JOB ->
Repeat exactly, and only, the lines from the one that contains "Generate a component" to the one that contains "w-[1082px] h-[29px] rounded-t-[26px]", both ends included. Omit every picture.
[START OF SUPPLIED ENTRIES]
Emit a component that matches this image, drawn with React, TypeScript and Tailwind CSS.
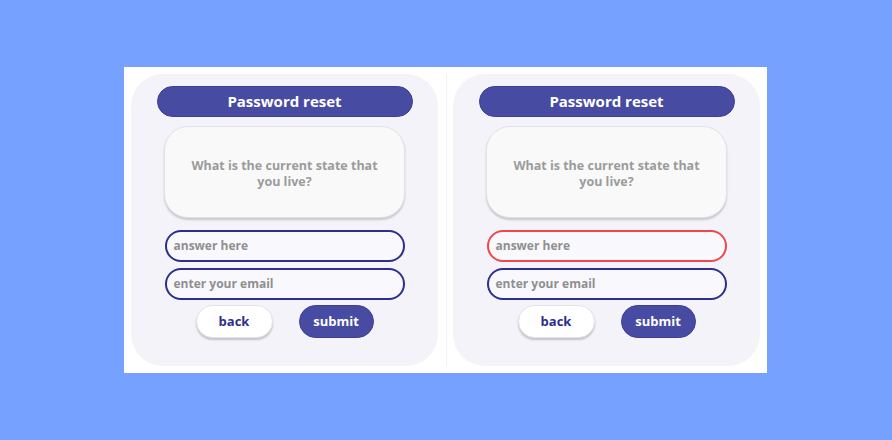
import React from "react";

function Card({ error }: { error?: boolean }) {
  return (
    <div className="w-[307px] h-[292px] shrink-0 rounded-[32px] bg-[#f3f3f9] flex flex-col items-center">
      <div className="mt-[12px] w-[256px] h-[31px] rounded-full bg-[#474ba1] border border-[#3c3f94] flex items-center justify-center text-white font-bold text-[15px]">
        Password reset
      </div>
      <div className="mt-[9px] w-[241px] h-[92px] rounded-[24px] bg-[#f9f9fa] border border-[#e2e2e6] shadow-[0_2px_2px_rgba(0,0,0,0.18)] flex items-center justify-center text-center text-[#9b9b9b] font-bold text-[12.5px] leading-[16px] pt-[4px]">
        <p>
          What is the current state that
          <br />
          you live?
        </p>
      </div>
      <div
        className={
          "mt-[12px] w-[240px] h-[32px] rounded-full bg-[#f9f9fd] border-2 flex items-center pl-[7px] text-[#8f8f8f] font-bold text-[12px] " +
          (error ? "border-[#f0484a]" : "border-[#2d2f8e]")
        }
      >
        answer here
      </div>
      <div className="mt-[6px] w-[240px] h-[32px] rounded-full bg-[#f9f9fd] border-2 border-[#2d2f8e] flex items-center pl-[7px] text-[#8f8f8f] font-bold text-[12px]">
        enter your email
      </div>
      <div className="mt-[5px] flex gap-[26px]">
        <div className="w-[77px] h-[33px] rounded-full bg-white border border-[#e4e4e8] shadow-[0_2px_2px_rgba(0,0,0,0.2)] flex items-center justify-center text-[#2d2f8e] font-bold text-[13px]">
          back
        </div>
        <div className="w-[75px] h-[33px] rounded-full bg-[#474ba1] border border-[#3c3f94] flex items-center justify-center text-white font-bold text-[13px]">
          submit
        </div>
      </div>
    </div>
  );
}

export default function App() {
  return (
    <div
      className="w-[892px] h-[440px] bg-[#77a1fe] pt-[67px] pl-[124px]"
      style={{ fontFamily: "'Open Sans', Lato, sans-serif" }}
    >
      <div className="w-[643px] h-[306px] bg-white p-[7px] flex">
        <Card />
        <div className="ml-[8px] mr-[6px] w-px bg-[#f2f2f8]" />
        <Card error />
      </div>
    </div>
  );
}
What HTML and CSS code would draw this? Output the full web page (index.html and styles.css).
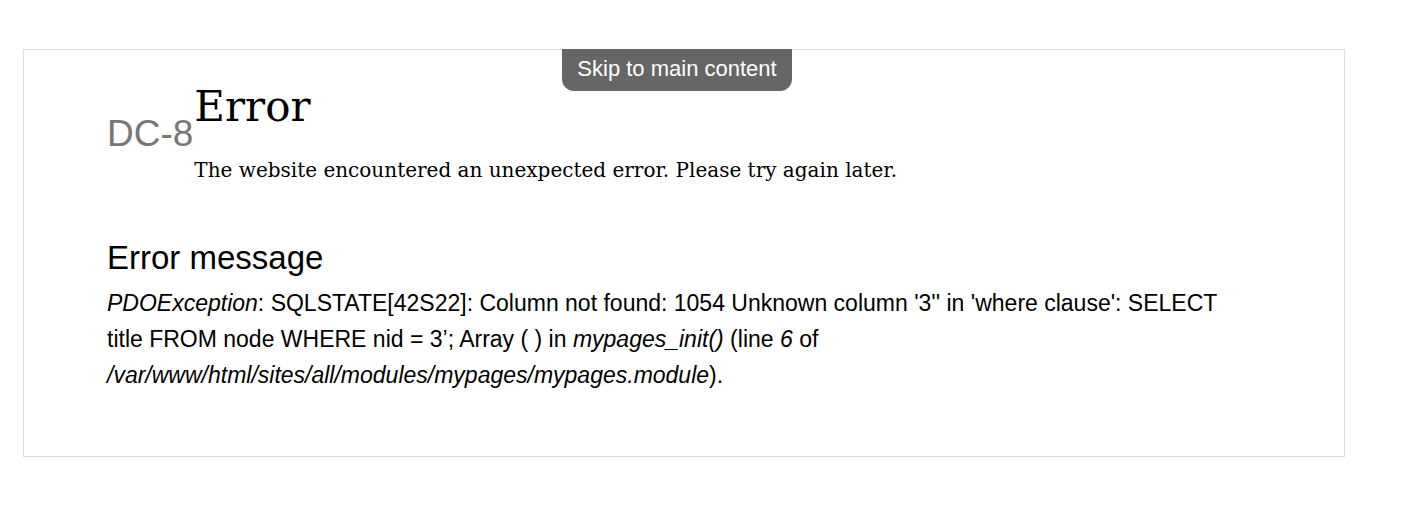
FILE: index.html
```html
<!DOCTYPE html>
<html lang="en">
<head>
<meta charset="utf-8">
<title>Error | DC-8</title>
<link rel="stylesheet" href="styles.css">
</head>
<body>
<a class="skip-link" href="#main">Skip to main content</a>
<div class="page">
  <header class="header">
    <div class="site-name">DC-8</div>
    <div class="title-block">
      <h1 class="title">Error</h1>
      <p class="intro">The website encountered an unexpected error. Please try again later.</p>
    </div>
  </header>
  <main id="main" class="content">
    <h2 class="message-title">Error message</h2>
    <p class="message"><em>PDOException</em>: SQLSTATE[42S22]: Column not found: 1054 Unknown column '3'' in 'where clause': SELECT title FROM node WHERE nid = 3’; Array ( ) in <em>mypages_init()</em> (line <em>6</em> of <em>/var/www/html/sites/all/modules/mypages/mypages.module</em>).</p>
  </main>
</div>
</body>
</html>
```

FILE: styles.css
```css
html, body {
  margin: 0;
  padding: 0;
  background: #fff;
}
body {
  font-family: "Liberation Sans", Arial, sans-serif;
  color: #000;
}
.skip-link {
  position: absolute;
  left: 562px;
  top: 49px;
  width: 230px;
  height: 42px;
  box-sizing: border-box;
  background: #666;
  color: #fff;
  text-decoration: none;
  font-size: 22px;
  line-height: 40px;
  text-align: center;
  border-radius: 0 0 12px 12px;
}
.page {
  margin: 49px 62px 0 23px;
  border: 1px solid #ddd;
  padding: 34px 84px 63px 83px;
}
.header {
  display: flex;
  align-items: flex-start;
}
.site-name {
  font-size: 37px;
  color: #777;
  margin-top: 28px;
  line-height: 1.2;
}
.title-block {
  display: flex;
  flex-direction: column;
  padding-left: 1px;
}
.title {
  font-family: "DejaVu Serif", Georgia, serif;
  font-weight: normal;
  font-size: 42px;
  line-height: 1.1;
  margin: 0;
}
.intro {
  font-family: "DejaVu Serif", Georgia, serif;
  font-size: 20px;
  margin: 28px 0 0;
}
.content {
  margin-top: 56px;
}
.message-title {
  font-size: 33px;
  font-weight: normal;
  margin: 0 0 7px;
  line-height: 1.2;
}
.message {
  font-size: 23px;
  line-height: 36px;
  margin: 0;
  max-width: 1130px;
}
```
[END OF SUPPLIED ENTRIES]
[START OF SUPPLIED ENTRIES]
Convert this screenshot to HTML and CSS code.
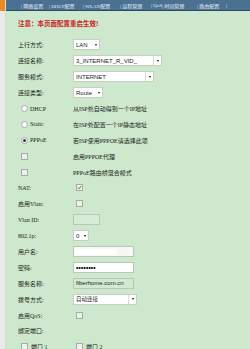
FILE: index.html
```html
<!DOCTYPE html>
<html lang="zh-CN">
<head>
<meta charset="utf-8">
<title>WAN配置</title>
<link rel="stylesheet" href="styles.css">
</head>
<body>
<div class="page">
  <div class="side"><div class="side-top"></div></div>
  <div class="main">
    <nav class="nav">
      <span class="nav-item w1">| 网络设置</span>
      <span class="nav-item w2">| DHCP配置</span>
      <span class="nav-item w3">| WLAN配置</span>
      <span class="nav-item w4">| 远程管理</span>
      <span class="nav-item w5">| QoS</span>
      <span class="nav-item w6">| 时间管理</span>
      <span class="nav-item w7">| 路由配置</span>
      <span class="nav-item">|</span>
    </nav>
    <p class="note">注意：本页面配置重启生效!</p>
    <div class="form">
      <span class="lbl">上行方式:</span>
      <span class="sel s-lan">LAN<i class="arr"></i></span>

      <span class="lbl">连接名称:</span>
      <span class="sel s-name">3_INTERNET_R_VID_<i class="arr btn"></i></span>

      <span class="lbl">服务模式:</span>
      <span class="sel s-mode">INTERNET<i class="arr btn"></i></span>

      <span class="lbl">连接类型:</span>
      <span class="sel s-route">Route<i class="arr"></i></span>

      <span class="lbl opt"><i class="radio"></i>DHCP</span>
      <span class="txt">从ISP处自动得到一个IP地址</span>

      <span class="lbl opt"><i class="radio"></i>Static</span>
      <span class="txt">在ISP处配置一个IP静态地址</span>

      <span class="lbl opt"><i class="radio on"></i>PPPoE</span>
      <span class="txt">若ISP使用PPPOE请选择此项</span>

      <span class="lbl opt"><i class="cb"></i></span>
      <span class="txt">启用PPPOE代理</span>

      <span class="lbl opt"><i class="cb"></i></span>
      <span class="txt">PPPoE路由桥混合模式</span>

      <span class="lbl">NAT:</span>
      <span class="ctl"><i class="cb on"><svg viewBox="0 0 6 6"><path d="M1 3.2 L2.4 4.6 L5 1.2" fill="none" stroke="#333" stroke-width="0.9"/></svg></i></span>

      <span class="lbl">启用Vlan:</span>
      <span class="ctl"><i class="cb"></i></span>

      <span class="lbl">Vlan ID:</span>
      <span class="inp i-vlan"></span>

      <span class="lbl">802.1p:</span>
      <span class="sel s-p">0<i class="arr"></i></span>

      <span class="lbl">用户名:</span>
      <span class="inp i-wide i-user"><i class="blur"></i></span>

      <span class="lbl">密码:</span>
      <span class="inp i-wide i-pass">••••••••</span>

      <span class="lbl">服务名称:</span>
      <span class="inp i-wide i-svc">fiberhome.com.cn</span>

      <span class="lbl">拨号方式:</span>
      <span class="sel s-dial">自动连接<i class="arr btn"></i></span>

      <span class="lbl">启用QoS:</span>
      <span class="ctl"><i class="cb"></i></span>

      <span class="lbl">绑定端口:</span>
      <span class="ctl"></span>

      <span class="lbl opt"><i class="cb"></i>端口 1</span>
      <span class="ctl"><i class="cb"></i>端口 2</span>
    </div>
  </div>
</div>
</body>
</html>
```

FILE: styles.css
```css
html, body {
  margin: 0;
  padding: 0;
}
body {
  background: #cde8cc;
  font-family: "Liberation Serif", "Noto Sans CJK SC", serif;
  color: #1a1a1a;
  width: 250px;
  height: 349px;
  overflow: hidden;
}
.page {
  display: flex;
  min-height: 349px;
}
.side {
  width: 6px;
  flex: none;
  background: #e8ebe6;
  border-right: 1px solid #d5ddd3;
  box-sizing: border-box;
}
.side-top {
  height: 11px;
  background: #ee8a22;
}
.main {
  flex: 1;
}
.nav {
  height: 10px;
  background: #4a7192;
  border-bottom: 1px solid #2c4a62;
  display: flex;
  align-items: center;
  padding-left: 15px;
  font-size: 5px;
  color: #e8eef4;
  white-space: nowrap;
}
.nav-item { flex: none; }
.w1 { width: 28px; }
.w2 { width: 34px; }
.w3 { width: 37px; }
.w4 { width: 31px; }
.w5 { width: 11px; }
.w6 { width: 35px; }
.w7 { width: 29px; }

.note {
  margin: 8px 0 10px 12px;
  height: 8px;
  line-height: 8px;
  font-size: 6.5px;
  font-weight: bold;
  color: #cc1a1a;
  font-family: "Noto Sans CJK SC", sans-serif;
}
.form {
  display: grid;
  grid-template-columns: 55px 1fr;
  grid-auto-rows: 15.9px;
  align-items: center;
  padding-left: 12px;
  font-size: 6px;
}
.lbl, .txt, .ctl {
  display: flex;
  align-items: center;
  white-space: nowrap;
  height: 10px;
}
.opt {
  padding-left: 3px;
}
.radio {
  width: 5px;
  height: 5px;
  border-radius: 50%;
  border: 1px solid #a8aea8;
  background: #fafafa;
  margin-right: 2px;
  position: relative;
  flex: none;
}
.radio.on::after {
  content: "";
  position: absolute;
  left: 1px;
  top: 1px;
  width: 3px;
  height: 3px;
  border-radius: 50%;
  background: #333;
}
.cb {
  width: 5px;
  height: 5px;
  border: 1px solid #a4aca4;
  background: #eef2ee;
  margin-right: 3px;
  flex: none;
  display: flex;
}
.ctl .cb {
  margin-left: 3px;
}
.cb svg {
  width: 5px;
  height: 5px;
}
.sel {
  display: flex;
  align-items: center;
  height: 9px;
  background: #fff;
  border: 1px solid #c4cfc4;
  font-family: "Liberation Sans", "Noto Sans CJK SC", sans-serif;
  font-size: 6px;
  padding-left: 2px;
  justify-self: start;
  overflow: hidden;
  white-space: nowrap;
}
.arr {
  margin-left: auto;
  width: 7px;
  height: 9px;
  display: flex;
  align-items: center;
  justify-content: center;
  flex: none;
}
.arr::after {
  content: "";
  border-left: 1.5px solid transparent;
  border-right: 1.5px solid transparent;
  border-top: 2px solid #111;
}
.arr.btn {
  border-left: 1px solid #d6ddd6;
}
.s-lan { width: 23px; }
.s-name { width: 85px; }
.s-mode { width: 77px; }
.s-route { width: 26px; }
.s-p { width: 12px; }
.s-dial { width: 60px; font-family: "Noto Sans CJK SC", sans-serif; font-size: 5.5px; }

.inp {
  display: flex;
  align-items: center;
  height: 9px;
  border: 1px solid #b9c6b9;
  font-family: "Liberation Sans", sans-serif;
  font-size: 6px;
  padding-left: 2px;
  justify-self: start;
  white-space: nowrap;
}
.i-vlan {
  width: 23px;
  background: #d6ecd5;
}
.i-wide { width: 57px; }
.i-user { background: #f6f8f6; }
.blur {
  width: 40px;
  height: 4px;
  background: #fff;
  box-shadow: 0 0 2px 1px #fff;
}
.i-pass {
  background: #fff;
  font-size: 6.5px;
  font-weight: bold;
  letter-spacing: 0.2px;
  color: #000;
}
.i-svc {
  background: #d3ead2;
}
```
[END OF SUPPLIED ENTRIES]
[START OF SUPPLIED ENTRIES]
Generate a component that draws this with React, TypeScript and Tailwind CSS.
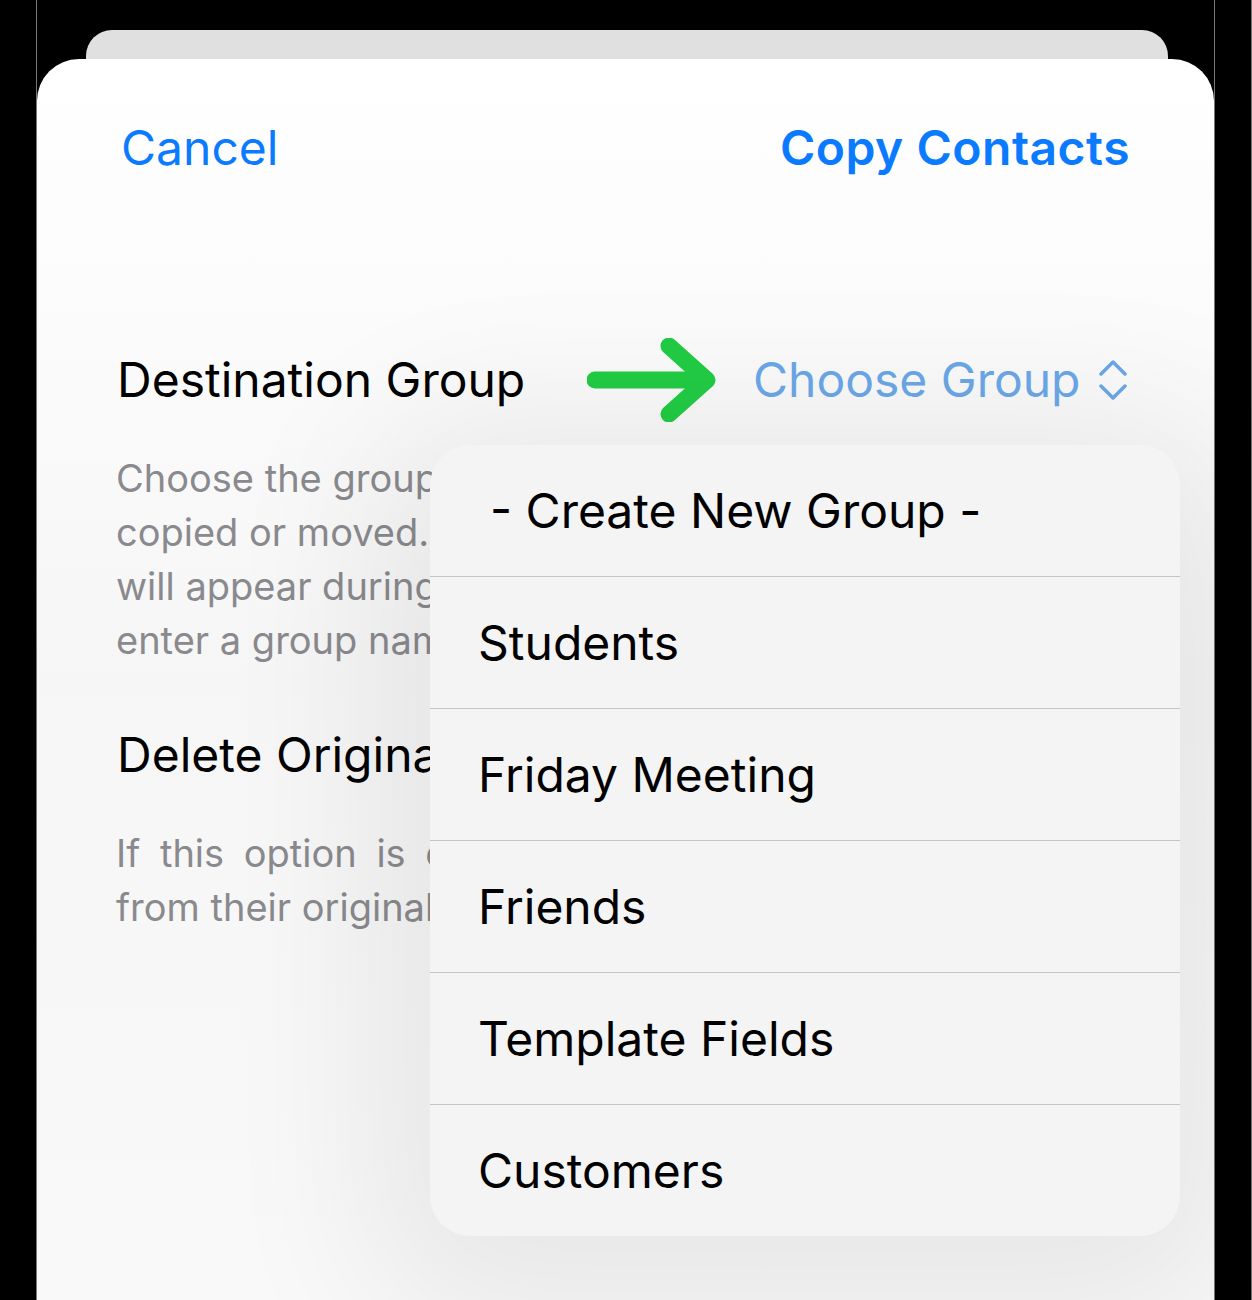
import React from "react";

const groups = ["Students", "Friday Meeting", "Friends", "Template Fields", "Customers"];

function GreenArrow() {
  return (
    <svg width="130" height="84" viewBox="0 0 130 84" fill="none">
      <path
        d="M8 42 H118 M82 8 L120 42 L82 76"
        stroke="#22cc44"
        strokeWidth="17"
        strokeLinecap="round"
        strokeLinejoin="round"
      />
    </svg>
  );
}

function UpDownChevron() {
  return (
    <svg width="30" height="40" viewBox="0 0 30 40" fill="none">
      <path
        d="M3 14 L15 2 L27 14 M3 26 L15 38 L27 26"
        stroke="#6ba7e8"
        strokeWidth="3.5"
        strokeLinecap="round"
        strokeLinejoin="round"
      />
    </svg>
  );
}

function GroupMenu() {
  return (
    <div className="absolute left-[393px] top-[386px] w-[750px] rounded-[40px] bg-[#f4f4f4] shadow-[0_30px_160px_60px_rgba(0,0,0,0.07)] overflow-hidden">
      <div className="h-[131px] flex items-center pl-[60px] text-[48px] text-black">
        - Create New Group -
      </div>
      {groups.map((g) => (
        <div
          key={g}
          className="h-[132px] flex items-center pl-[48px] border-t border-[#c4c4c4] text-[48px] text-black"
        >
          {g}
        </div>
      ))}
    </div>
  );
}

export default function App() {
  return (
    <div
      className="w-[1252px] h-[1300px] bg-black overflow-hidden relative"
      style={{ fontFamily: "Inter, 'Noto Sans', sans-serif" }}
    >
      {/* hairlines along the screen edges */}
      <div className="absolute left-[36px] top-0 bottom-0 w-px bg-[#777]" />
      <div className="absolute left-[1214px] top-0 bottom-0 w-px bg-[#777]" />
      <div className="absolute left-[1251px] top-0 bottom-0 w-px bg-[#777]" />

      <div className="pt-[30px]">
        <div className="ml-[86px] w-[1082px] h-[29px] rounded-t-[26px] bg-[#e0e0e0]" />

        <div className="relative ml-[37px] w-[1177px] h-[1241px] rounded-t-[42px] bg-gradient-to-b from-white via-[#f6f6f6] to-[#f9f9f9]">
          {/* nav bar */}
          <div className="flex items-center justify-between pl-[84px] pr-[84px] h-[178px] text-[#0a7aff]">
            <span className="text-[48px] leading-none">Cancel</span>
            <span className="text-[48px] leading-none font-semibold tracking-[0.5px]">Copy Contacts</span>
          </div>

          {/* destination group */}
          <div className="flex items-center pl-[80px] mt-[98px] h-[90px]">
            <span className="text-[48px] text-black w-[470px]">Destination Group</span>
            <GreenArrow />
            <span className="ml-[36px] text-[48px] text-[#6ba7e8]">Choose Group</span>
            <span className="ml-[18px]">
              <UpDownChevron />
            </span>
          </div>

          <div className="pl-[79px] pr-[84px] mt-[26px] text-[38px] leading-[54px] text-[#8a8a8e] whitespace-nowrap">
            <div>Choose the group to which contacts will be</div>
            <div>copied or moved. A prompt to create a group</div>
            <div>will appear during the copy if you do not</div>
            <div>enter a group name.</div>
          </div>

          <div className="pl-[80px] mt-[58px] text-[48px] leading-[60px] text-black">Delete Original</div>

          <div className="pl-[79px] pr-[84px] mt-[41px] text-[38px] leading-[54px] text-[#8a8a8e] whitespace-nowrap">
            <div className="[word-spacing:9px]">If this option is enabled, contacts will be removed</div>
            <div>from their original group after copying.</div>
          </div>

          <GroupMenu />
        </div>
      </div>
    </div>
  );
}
[END OF SUPPLIED ENTRIES]
WRITTEN SOLUTION ->
Generate a component that draws this with React, TypeScript and Tailwind CSS.
import React from "react";

const groups = ["Students", "Friday Meeting", "Friends", "Template Fields", "Customers"];

function GreenArrow() {
  return (
    <svg width="130" height="84" viewBox="0 0 130 84" fill="none">
      <path
        d="M8 42 H118 M82 8 L120 42 L82 76"
        stroke="#22cc44"
        strokeWidth="17"
        strokeLinecap="round"
        strokeLinejoin="round"
      />
    </svg>
  );
}

function UpDownChevron() {
  return (
    <svg width="30" height="40" viewBox="0 0 30 40" fill="none">
      <path
        d="M3 14 L15 2 L27 14 M3 26 L15 38 L27 26"
        stroke="#6ba7e8"
        strokeWidth="3.5"
        strokeLinecap="round"
        strokeLinejoin="round"
      />
    </svg>
  );
}

function GroupMenu() {
  return (
    <div className="absolute left-[393px] top-[386px] w-[750px] rounded-[40px] bg-[#f4f4f4] shadow-[0_30px_160px_60px_rgba(0,0,0,0.07)] overflow-hidden">
      <div className="h-[131px] flex items-center pl-[60px] text-[48px] text-black">
        - Create New Group -
      </div>
      {groups.map((g) => (
        <div
          key={g}
          className="h-[132px] flex items-center pl-[48px] border-t border-[#c4c4c4] text-[48px] text-black"
        >
          {g}
        </div>
      ))}
    </div>
  );
}

export default function App() {
  return (
    <div
      className="w-[1252px] h-[1300px] bg-black overflow-hidden relative"
      style={{ fontFamily: "Inter, 'Noto Sans', sans-serif" }}
    >
      {/* hairlines along the screen edges */}
      <div className="absolute left-[36px] top-0 bottom-0 w-px bg-[#777]" />
      <div className="absolute left-[1214px] top-0 bottom-0 w-px bg-[#777]" />
      <div className="absolute left-[1251px] top-0 bottom-0 w-px bg-[#777]" />

      <div className="pt-[30px]">
        <div className="ml-[86px] w-[1082px] h-[29px] rounded-t-[26px] bg-[#e0e0e0]" />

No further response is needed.